Rice Oil and Gas Keynote Offers Exascale Lessons and Thoughts on Technology Uptake

By John Russell

March 11, 2021

For the better part of a decade the U.S. Exascale Computing Initiative (ECI) has been churning along vigorously. The first exascale supercomputer – Frontier – is expected this year, with Aurora and El Capitan to follow. How much of the exascale-derived technology will diffuse through the broader HPC landscape and how soon? Andrew Siegel, director of application development for the Exascale Computing Project (ECP), the software arm of ECI, took a stab at that question as well as summarizing overall ECP progress in his keynote at last week’s annual Rice Oil and Gas HPC Conference.

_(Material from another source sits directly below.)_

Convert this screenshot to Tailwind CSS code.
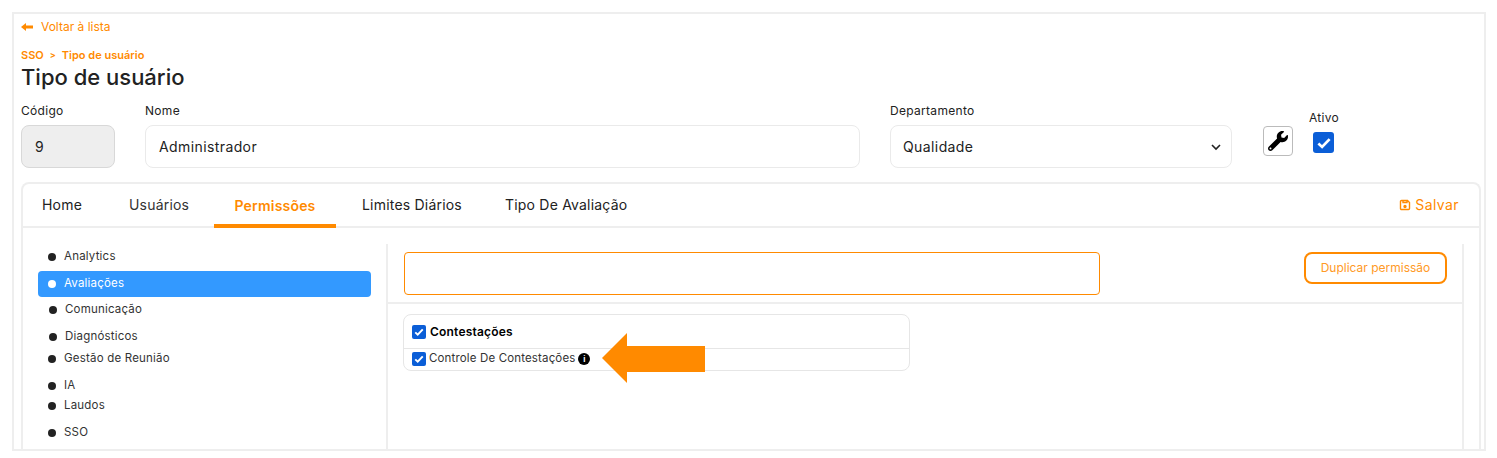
<!DOCTYPE html>
<html lang="pt-BR">
<head>
    <meta charset="UTF-8">
    <title>Tipo de usuário</title>
    <script src="https://cdn.jsdelivr.net/npm/@tailwindcss/browser@4"></script>
</head>
<body class="bg-white font-['Inter','Liberation_Sans',sans-serif] text-[#222]">
    <div class="h-[458px] overflow-hidden pt-3 pl-3 pr-[11px] pb-[7px]">
        <div class="h-[439px] overflow-hidden border-2 border-[#eeeeee] pt-[3px] pr-[3px] pl-[7px]">
            <!-- topo -->
            <div class="flex h-5 items-center gap-2 text-[12px] text-[#ff8a00]">
                <svg class="h-2.5 w-3" viewBox="0 0 12 10" fill="currentColor"><path d="M0 5 5 1v2.500h7v3H5V9z"/></svg>
                <span>Voltar à lista</span>
            </div>
            <div class="mt-[11px] flex h-[14px] items-center gap-[6px] text-[11px] font-semibold text-[#ff8a00]">
                <span>SSO</span><span class="text-[9px]">&gt;</span><span>Tipo de usuário</span>
            </div>
            <h1 class="mt-px h-[30px] text-[22px] leading-[28px] font-medium">Tipo de usuário</h1>

            <div class="mt-[9px] flex items-start">
                <div class="w-[124px]">
                    <label class="block h-[18px] text-[12px] leading-[18px] tracking-[0.3px]">Código</label>
                    <div class="mt-[5px] flex h-[43px] w-[94px] items-center rounded-lg border border-[#d8d8d8] bg-[#eeeeee] pl-[13px] text-sm">9</div>
                </div>
                <div class="w-[745px]">
                    <label class="block h-[18px] text-[12px] leading-[18px] tracking-[0.3px]">Nome</label>
                    <div class="mt-[5px] flex h-[43px] w-[715px] items-center rounded-lg border border-[#eaeaea] pl-[13px] text-sm tracking-[0.4px]">Administrador</div>
                </div>
                <div class="w-[373px]">
                    <label class="block h-[18px] text-[12px] leading-[18px] tracking-[0.3px]">Departamento</label>
                    <div class="mt-[5px] flex h-[43px] w-[342px] items-center justify-between rounded-lg border border-[#eaeaea] pr-[10px] pl-3 text-sm tracking-[0.4px]">
                        <span>Qualidade</span>
                        <svg class="h-2 w-2.5" viewBox="0 0 10 8" fill="none" stroke="#222" stroke-width="1.6"><path d="M1 2l4 4 4-4"/></svg>
                    </div>
                </div>
                <button class="mt-[24px] flex h-[30px] w-[30px] items-center justify-center rounded border border-[#bbbbbb]">
                    <svg class="h-5 w-5" viewBox="0 0 512 512" fill="#000"><path d="M507.700 109.100c-2.200-9-13.500-12.100-20.100-5.500l-74.400 74.400-67.900-11.300-11.300-67.900 74.400-74.400c6.600-6.600 3.400-17.900-5.700-20.200-47.400-11.700-99.600.9-136.600 37.900-39.600 39.600-50.600 97.100-34 147.200L18.700 402.800c-25 25-25 65.500 0 90.500s65.500 25 90.500 0l213.200-213.200c50.100 16.700 107.500 5.700 147.400-34.200 37.100-37.100 49.700-89.300 37.900-136.800zM64 472c-13.300 0-24-10.700-24-24s10.700-24 24-24 24 10.700 24 24-10.700 24-24 24z"/></svg>
                </button>
                <div class="mt-[7px] ml-4">
                    <label class="block h-[18px] text-[12px] leading-[18px] tracking-[0.3px]">Ativo</label>
                    <div class="mt-[5px] ml-1 flex h-[21px] w-[21px] items-center justify-center rounded-[3px] bg-[#0b5ed7]">
                        <svg class="h-[18px] w-[18px]" viewBox="0 0 16 16" fill="none" stroke="#fff" stroke-width="2.4"><path d="M3 8.500l3.300 3L13 4.500"/></svg>
                    </div>
                </div>
            </div>

            <!-- card com abas -->
            <div class="relative mt-[14px] h-[300px] rounded-t-lg border-2 border-b-0 border-[#eeeeee]">
                <div class="flex h-[44px] items-stretch border-b-2 border-[#eeeeee] pr-5 text-sm tracking-[0.2px]">
                    <div class="flex w-[91px] items-center pl-[19px]">Home</div>
                    <div class="flex w-[100px] items-center pl-[15px] text-[#333]">Usuários</div>
                    <div class="-mb-[2px] flex w-[122px] justify-center border-b-[4px] border-[#ff8a00] pt-[12px] font-semibold text-[#ff8a00]">Permissões</div>
                    <div class="flex w-[144px] items-center pl-[26px]">Limites Diários</div>
                    <div class="flex items-center pl-[25px]">Tipo De Avaliação</div>
                    <div class="ml-auto flex items-center gap-[4px] tracking-[0.4px] text-[#ff8a00]">
                        <svg class="h-3 w-3" viewBox="0 0 12 12" fill="none" stroke="currentColor" stroke-width="1.400"><path d="M1.500 2.500a1 1 0 0 1 1-1h6l2 2v6a1 1 0 0 1-1 1h-7a1 1 0 0 1-1-1zM4 1.500v2h4v-2"/><circle cx="6" cy="7.500" r="1" fill="currentColor"/></svg>
                        <span>Salvar</span>
                    </div>
                </div>

                <div class="flex">
                    <!-- menu lateral -->
                    <div class="w-[363px] pt-[16px] pr-[15px] pl-[15px] text-[11.5px] tracking-[0.2px] text-[#333]">
                        <div class="flex h-[26px] items-center gap-2 pl-[10px]"><span class="h-2 w-2 rounded-full bg-[#222]"></span>Analytics</div>
                        <div class="mt-px flex h-[26px] items-center gap-2 rounded bg-[#3399ff] pl-[10px] text-white"><span class="h-2 w-2 rounded-full bg-white"></span>Avaliações</div>
                        <div class="flex h-[26px] items-center gap-2 pl-[11px]"><span class="h-2 w-2 rounded-full bg-[#222]"></span>Comunicação</div>
                        <div class="mt-px flex h-[26px] items-center gap-2 pl-[11px]"><span class="h-2 w-2 rounded-full bg-[#222]"></span>Diagnósticos</div>
                        <div class="-mt-1 flex h-[26px] items-center gap-2 pl-[10px]"><span class="h-2 w-2 rounded-full bg-[#222]"></span>Gestão de Reunião</div>
                        <div class="mt-px flex h-[26px] items-center gap-2 pl-[10px]"><span class="h-2 w-2 rounded-full bg-[#222]"></span>IA</div>
                        <div class="-mt-1.5 flex h-[26px] items-center gap-2 pl-[10px]"><span class="h-2 w-2 rounded-full bg-[#222]"></span>Laudos</div>
                        <div class="mt-px flex h-[26px] items-center gap-2 pl-[10px]"><span class="h-2 w-2 rounded-full bg-[#222]"></span>SSO</div>
                    </div>

                    <!-- conteudo -->
                    <div class="mt-[16px] h-[240px] w-[1078px] border-x-2 border-[#eeeeee]">
                        <div class="flex h-[60px] items-start justify-between border-b-2 border-[#eeeeee] pt-[8px] pr-[15px] pl-4">
                            <div class="h-[43px] w-[696px] rounded border border-[#ff8a00]"></div>
                            <button class="h-[32px] w-[143px] rounded-lg border-2 border-[#ff8a00] text-[12px] text-[#ff9a26]">Duplicar permissão</button>
                        </div>
                        <div class="relative mt-[10px] ml-[15px] h-[57px] w-[507px] rounded-lg border border-[#e6e6e6]">
                            <div class="flex h-[34px] items-center gap-[4px] border-b border-[#e6e6e6] pl-2 text-[12px] tracking-[0.2px] font-semibold text-black">
                                <span class="flex h-[14px] w-[14px] items-center justify-center rounded-[2px] bg-[#0b5ed7]"><svg class="h-3 w-3" viewBox="0 0 16 16" fill="none" stroke="#fff" stroke-width="2.6"><path d="M3 8.500l3.300 3L13 4.500"/></svg></span>
                                Contestações
                            </div>
                            <div class="flex h-[21px] items-center gap-[3px] pb-[2px] pl-2 text-[11.5px] tracking-[0.15px] text-[#333]">
                                <span class="flex h-[14px] w-[14px] items-center justify-center rounded-[2px] bg-[#0b5ed7]"><svg class="h-3 w-3" viewBox="0 0 16 16" fill="none" stroke="#fff" stroke-width="2.6"><path d="M3 8.500l3.300 3L13 4.500"/></svg></span>
                                Controle De Contestações
                                <span class="flex h-3 w-3 items-center justify-center rounded-full bg-black text-[8px] leading-none font-bold text-white">i</span>
                            </div>
                        </div>
                    </div>
                </div>

                <!-- seta por cima do conteudo -->
                <svg class="absolute top-[149px] left-[577px] h-[50px] w-[105px]" viewBox="0 0 105 50" fill="#ff8a00"><path d="M2 25 27 0v13h78v26H27v11z"/></svg>
            </div>
        </div>
    </div>
</body>
</html>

Andrew Siegel, ECP and ANL

“I’ll update you how things have gone generally in the (ECP) project, what’s been harder than expected, what’s gone surprisingly well, what remains to be done, some implications for the future. [But] before we begin, let me start by posing some fundamental questions that might be on your minds during the talk. It’s very important for me to remember that not everybody is operating at the bleeding edge of high performance computing, and that most of what happens is at the sort of mid-range,” said Siegel.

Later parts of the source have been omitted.